For the physical abuses, there are clamours for stricter punishments by football’s governing bodies. Truly, they can and should treat this topic with more seriousness. It is frustrating to see racists get away with slaps on the wrists in the name of punishments while the victims continue to suffer the effects mentally for long periods. Then, issues of financial doping get these same officials pacing and foaming- suspending club directors, banning teams from competitions, and making transfers. All of the anti-racism gestures- taking the knee, wearing customised armbands and shirts, exchanging mementos before a match haven’t seemed to yield much success. Will we continue to battle this menace all our lives?

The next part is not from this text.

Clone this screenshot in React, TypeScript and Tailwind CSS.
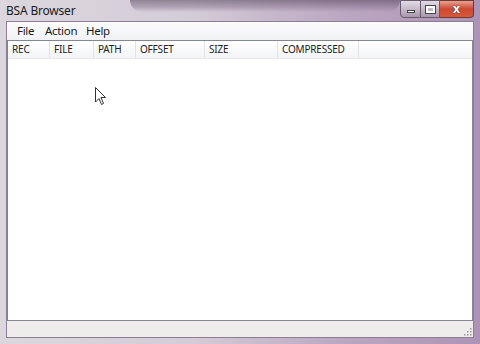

Now, with the presence and possibilities of the internet and social media, comes the side we couldn’t have envisaged to be this terrible- social media racism. There is so much the bodies in charge of the sport can do to curb it. The very much they can do is to sensitise and make everyone aware of the dangers of this act. The power still lies with the owners of the platforms. How long would it take to track the persons behind hateful comments and hand them in to be prosecuted? What is the process of suspending these accounts and can the signup process be more detailed? Something has to be done and quickly too.

Many have said that racists thrive on the attention they get. They get satisfaction from being talked about. What if we all ignore them? What if we act like they don’t exist and just live our lives with the presumption that they would always be around?- that the world would always have good and bad people after all…  It sounds cool theoretically but in reality, are we saying victims should simply smile the pain away like robots? It’s near impossible. Every victim feels the pain of abuse and it will be insensitive to implore them to act like they weren’t abused.

Football and social media racism is one very sensitive topic. It is football, yet, it transcends football. Can it be curbed? Will it be curbed? These are tough questions to answer. What is certain is: we will continue to condemn it for as long as possible. Because, in the end, every human being is equal or at least, should be.